Partnering with someone is one of the biggest decisions you will ever make, and it can make all the difference between a miserable life or a fulfilling one.
The next thing to do is to take your own inventory.
- What are YOU doing to move the relationship forward?
- Are you deepening the intimacy between you by loving your partner well?
- Are you communicating with each other?
Everyone has different love languages, and we have to be able to speak the same language as our partner, and learn to love and be loved in a way that is understood by both parties.
If you are clear that this person is a good match, and that you want to move forward, communicate this at an appropriate time and do a check-in on whether you’re both on the same page.
If your partner is unwilling to move forward, he may not be the right person after all.
You can’t force someone to love you or to want what you want. You can’t make a commitment-phobic person commit. You want a compatible partner, not a project. That means that you have similar values, goals, and maturity.
Relationships are not easy, and they always require work.
But if you keep hitting a brick wall and banging your head against it, you may want to consider moving on. Give yourself a time limit, and then decide when you are no longer willing to invest your valuable time. Time is the most valuable commodity we have; it’s the only thing that we can never recover. Use it wisely.
Anita Gadhia-Smith, PsyD, LCSW-C, LICSW – www.drgadhiasmith.com
Increasing commitment in a relationship is usually a mutual process with each person finding the connection more and more fulfilling and automatically signaling each other of their growing allegiance.
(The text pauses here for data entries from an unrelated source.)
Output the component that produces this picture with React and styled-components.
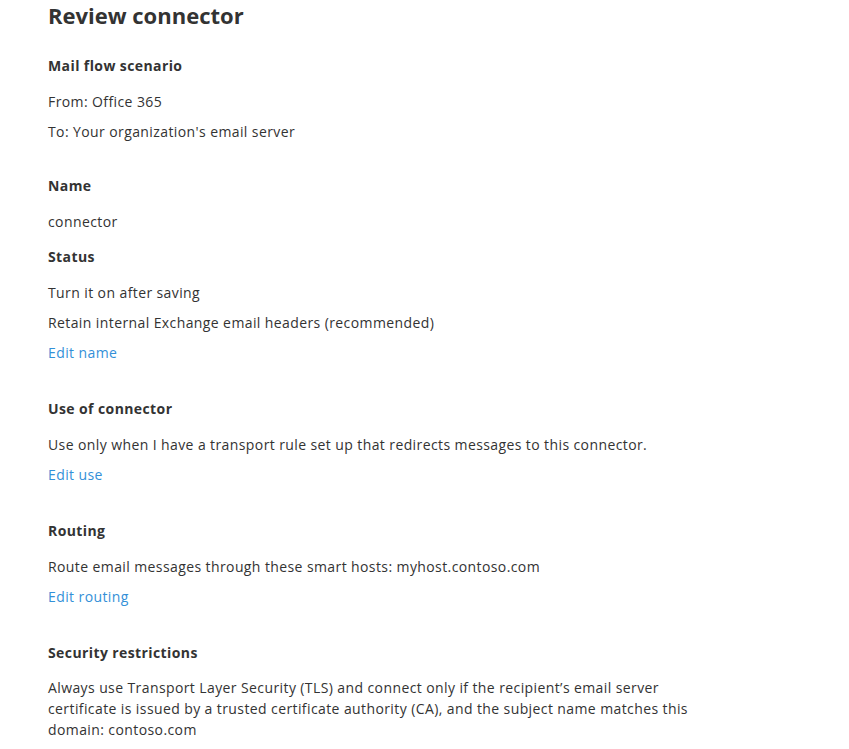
import styled, {createGlobalStyle} from "styled-components";

const GlobalStyle = createGlobalStyle`
	body {
		margin: 0;
		background: #ffffff;
		font-family: "Segoe UI", "Open Sans", "Noto Sans", sans-serif;
		color: #333333;
	}
`

const Page = styled.div`
	padding: 0 48px;
	width: 849px;
	box-sizing: border-box;
`

const Title = styled.h1`
	margin: 0 0 26px;
	font-size: 22px;
	line-height: 30px;
	font-weight: 700;
	color: #333333;
`

const Section = styled.section`
	display: flex;
	flex-direction: column;
	align-items: flex-start;
	margin-top: ${props => props.gap || 0}px;
`

const Heading = styled.h2`
	margin: 0 0 6px;
	font-size: 14px;
	line-height: 20px;
	font-weight: 700;
	letter-spacing: 0.4px;
	color: #333333;
`

const Line = styled.p`
	margin: 10px 0 0;
	font-size: 14px;
	line-height: 20px;
	letter-spacing: 0.4px;
`

const Paragraph = styled.p`
	margin: 8px 0 0;
	font-size: 14px;
	line-height: 21px;
	letter-spacing: 0.4px;
	max-width: 650px;
`

const EditLink = styled.a`
	display: block;
	margin-top: 10px;
	font-size: 14px;
	line-height: 20px;
	letter-spacing: 0.4px;
	color: #3390d8;
	text-decoration: none;
	cursor: pointer;
`

const App = () => {
	return (
		<Page>
			<GlobalStyle/>
			<Title>Review connector</Title>
			<Section>
				<Heading>Mail flow scenario</Heading>
				<Line>From: Office 365</Line>
				<Line>To: Your organization's email server</Line>
			</Section>
			<Section gap={34}>
				<Heading>Name</Heading>
				<Line>connector</Line>
			</Section>
			<Section gap={15}>
				<Heading>Status</Heading>
				<Line>Turn it on after saving</Line>
				<Line>Retain internal Exchange email headers (recommended)</Line>
				<EditLink>Edit name</EditLink>
			</Section>
			<Section gap={36}>
				<Heading>Use of connector</Heading>
				<Line>Use only when I have a transport rule set up that redirects messages to this connector.</Line>
				<EditLink>Edit use</EditLink>
			</Section>
			<Section gap={36}>
				<Heading>Routing</Heading>
				<Line>Route email messages through these smart hosts: myhost.contoso.com</Line>
				<EditLink>Edit routing</EditLink>
			</Section>
			<Section gap={36}>
				<Heading>Security restrictions</Heading>
				<Paragraph>
					Always use Transport Layer Security (TLS) and connect only if the recipient’s email server
					certificate is issued by a trusted certificate authority (CA), and the subject name matches this
					domain: contoso.com
				</Paragraph>
			</Section>
		</Page>
	)
}

export default App
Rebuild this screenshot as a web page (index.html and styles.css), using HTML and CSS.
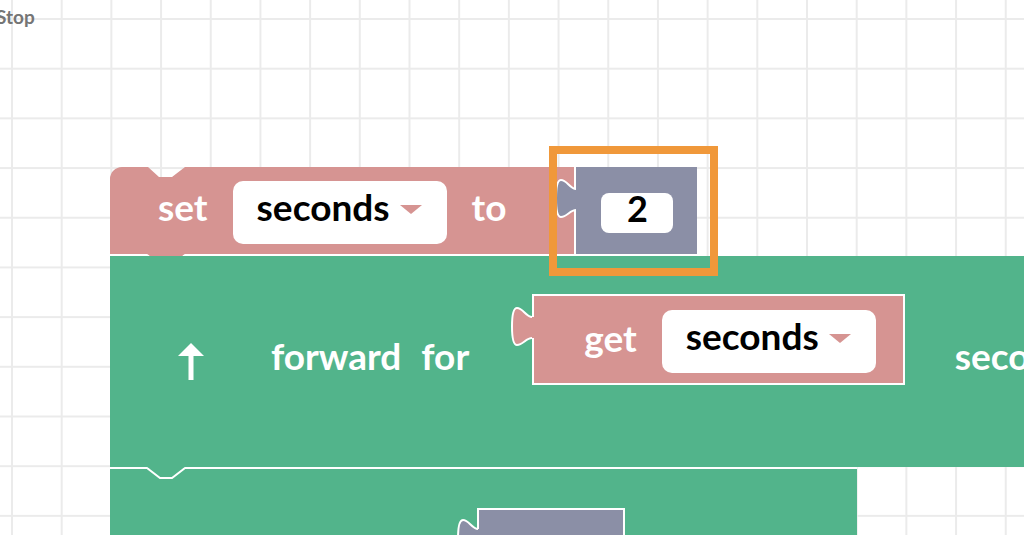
FILE: index.html
```html
<!DOCTYPE html>
<html lang="en">
<head>
<meta charset="utf-8">
<title>Blocks</title>
<link rel="stylesheet" href="styles.css">
</head>
<body>
<div class="workspace">
  <div class="stop">Stop</div>

  <div class="stack">
    <div class="block set">
      <div class="set-body">
        <span class="label">set</span>
        <div class="dropdown"><span class="dd-text">seconds</span><i class="caret"></i></div>
        <span class="label">to</span>
      </div>
      <div class="value">
        <svg class="tab tab-value" viewBox="0 0 24 41" width="24" height="41">
          <path class="tab-fill" d="M21 11 C15 11 12 2 6 2 C2 2 1 11 1 20.5 C1 30 2 39 6 39 C12 39 15 32 21 32 H24 V11 Z"/>
          <rect class="tab-fill" x="19" y="11" width="5" height="21"/>
          <path class="tab-line" d="M21 11 C15 11 12 2 6 2 C2 2 1 11 1 20.5 C1 30 2 39 6 39 C12 39 15 32 21 32"/>
        </svg>
        <div class="field">2</div>
      </div>
      <svg class="notch-tab" viewBox="0 0 38 13" width="38" height="13">
        <polygon points="0,0 13,11 25,11 38,0" fill="#d69492"/>
        <polyline points="0,1 13,12 25,12 38,1" fill="none" stroke="#fff" stroke-width="2"/>
      </svg>
    </div>

    <div class="block motion first">
      <svg class="arrow" viewBox="0 0 26 37" width="26" height="37">
        <polygon points="13,0 26,13 0,13" fill="#fff"/>
        <rect x="10.5" y="12" width="5" height="25" fill="#fff"/>
      </svg>
      <span class="label l-forward">forward</span>
      <span class="label l-for">for</span>
      <div class="get">
        <svg class="tab tab-get" viewBox="0 0 24 41" width="24" height="41">
          <path class="tab-fill pink" d="M21 11 C15 11 12 2 6 2 C2 2 1 11 1 20.5 C1 30 2 39 6 39 C12 39 15 32 21 32 H24 V11 Z"/>
          <rect class="tab-fill pink" x="19" y="11" width="5" height="21"/>
          <path class="tab-line" d="M21 11 C15 11 12 2 6 2 C2 2 1 11 1 20.5 C1 30 2 39 6 39 C12 39 15 32 21 32"/>
        </svg>
        <span class="label l-get">get</span>
        <div class="dropdown dd-get"><span class="dd-text">seconds</span><i class="caret"></i></div>
      </div>
      <span class="label l-seconds">seconds</span>
    </div>

    <div class="block motion second">
      <svg class="notch-dent" viewBox="0 0 38 13" width="38" height="13">
        <polygon points="0,0 13,11 25,11 38,0" fill="#52b48b"/>
        <polyline points="0,1 13,11 25,11 38,1" fill="none" stroke="#fff" stroke-width="2"/>
      </svg>
      <div class="num-slot">
        <svg class="tab tab-slot" viewBox="0 0 24 41" width="24" height="41">
          <path class="tab-fill" d="M21 11 C15 11 12 2 6 2 C2 2 1 11 1 20.5 C1 30 2 39 6 39 C12 39 15 32 21 32 H24 V11 Z"/>
          <rect class="tab-fill" x="19" y="11" width="5" height="21"/>
          <path class="tab-line" d="M21 11 C15 11 12 2 6 2 C2 2 1 11 1 20.5 C1 30 2 39 6 39 C12 39 15 32 21 32"/>
        </svg>
      </div>
    </div>
  </div>

  <div class="highlight"></div>
</div>
</body>
</html>
```

FILE: styles.css
```css
* {
  box-sizing: border-box;
}

html,
body {
  margin: 0;
  padding: 0;
}

body {
  font-family: "Lato", "Noto Sans", sans-serif;
  overflow: hidden;
}

.workspace {
  position: relative;
  width: 1024px;
  height: 535px;
  overflow: hidden;
  background-color: #ffffff;
  background-image:
    linear-gradient(to right, #ebebeb 2px, transparent 2px),
    linear-gradient(to bottom, #ebebeb 2px, transparent 2px);
  background-size: 49.7px 49.7px;
  background-position: 11px 18px;
}

.stop {
  margin: 5px 0 0 -4px;
  font-size: 19px;
  font-weight: 700;
  color: #757575;
  line-height: 24px;
}

.stack {
  position: absolute;
  left: 110px;
  top: 167px;
  display: flex;
  flex-direction: column;
  align-items: flex-start;
}

.label {
  color: #ffffff;
  font-size: 37px;
  font-weight: 700;
  white-space: nowrap;
  line-height: 1;
}

/* set block */
.set {
  position: relative;
  display: flex;
  border-bottom: 2px solid #ffffff;
}

.set-body {
  display: flex;
  align-items: center;
  gap: 25px;
  height: 87px;
  padding: 4px 68px 0 48px;
  background: #d69492;
  clip-path: path("M0 12 A12 12 0 0 1 12 0 H38 L49 10 H62 L75 0 H2000 V200 H0 Z");
}

.set-body .label {
  margin-bottom: 12px;
}

.dropdown {
  display: flex;
  align-items: center;
  gap: 10px;
  height: 63px;
  padding: 0 25px 13px 24px;
  background: #ffffff;
  border-radius: 10px;
}

.dd-text {
  color: #000000;
  font-size: 37px;
  font-weight: 700;
  line-height: 1;
}

.caret {
  width: 0;
  height: 0;
  border-left: 11px solid transparent;
  border-right: 11px solid transparent;
  border-top: 9px solid #d69492;
  margin-top: 7px;
}

.value {
  position: relative;
  display: flex;
  align-items: center;
  padding: 4px 24px 0 25px;
  background: #8b8fa6;
  border-left: 2px solid #ffffff;
}

.field {
  width: 72px;
  height: 40px;
  border-radius: 8px;
  background: #ffffff;
  display: flex;
  align-items: center;
  justify-content: center;
  color: #000000;
  font-size: 36px;
  font-weight: 700;
  line-height: 1;
  padding-bottom: 9px;
}

.tab {
  position: absolute;
  overflow: visible;
}

.tab-fill {
  fill: #8b8fa6;
}

.tab-fill.pink {
  fill: #d69492;
}

.tab-line {
  fill: none;
  stroke: #ffffff;
  stroke-width: 2;
}

.tab-value {
  left: -21px;
  top: 11px;
}

.notch-tab {
  position: absolute;
  left: 37px;
  top: 100%;
}

/* motion blocks */
.motion {
  position: relative;
  background: #52b48b;
}

.first {
  display: flex;
  align-items: center;
  width: 1000px;
  height: 211px;
  padding-left: 68px;
}

.arrow {
  flex: none;
}

.first > .label {
  margin-bottom: 13px;
}

.l-forward {
  margin-left: 67px;
}

.l-for {
  margin-left: 20px;
}

.l-seconds {
  margin-left: 50px;
}

.get {
  position: relative;
  display: flex;
  align-items: center;
  gap: 25px;
  height: 91px;
  margin-left: 63px;
  margin-bottom: 44px;
  padding: 2px 27px 0 50px;
  background: #d69492;
  border: 2px solid #ffffff;
}

.l-get {
  margin-bottom: 7px;
}

.dd-get {
  margin-top: 2px;
}

.tab-get {
  left: -23px;
  top: 10px;
}

.second {
  display: flex;
  align-items: flex-start;
  width: 747px;
  height: 120px;
  padding: 39px 0 0 367px;
  border-top: 2px solid #ffffff;
}

.notch-dent {
  position: absolute;
  left: 37px;
  top: -2px;
}

.num-slot {
  position: relative;
  width: 148px;
  height: 91px;
  background: #8b8fa6;
  border: 2px solid #ffffff;
}

.tab-slot {
  left: -22px;
  top: 8px;
}

.highlight {
  position: absolute;
  left: 549px;
  top: 146px;
  width: 169px;
  height: 130px;
  border: 8px solid #f0983a;
}
```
However, this movement forward is not always in sync because of different agendas about the relationship or simply the different pace each person has about moving toward long-term commitment.
Frequently men push for more sexual intimacy and women push for more assurances and willingness to accept responsibility from the man.
In addition, people get into relationships for different reasons. Some just want to date and have fun, for some it’s primarily sexual, for others it is a serious process of picking a long-term mate.
You may already know that your agendas are different. If that’s the case, and you want to have more intimacy and commitment, it’s important to bring that up.
It is not fair or honest to try to manipulate him into making more of a commitment than he wants.
And, in the long run you’ll probably end up with a relationship that you don’t really enjoy anyway. So, talking about what you each want can save you both time and hurt feelings.
If you don’t know where each of you stands, then it’s important to find that out.
In our current culture, it appears that many women fear that asking for more commitment will guarantee that they’ll lose the relationship.
If you honestly believe that the man in your life would end the relationship because you want to talk about your commitment and the direction of your relationship, then you probably want to consider if he is marriage material.
Of course, how you bring up this discussion is also important.
No one likes to hear complaints, demands, or emotional volatilities.
And the phrase, “We have to talk,” sends shivers of panic up the spine of most guys.
Actually, it usually works best to be in a calm state of mind and simply have a conversation. You could start out with listing the things you like about the relationship, and ask him to do the same. You can then move on to asking him where he sees the relationship going. And you could share with him where you’d like things to go.
If you aren’t on the same page, then ask him what he sees needs to change in order to move forward.
Just listen. Don’t argue. But, of course, share your hopes and dreams—and what you’d like to see changed as well.
Be respectful of his hopes and goals as well as of your own.
If you’re headed in the same direction, great. If you are going at different speeds, then try to understand why, and maybe see where you might meet in the middle.
If you truly have different agendas, then you have to pick what is best for your life goals, which may mean leaving this relationship and finding someone who is on a similar path to yours.
Be gracious and considerate. Just because you have different goals, doesn’t mean that either one of you is a bad person.
Negotiating a relationship isn’t about winning and losing.
It’s about coming to an understanding of what each person wants for their own life and seeing if that meshes with the other person. Forging a life-long partnership, friendship, and love relationship involves a myriad of elements.
Just getting married isn’t the goal.
Being in a supportive, caring, mutually beneficial relationship over time takes real insight, self-awareness, and communication and is worth the effort to get there.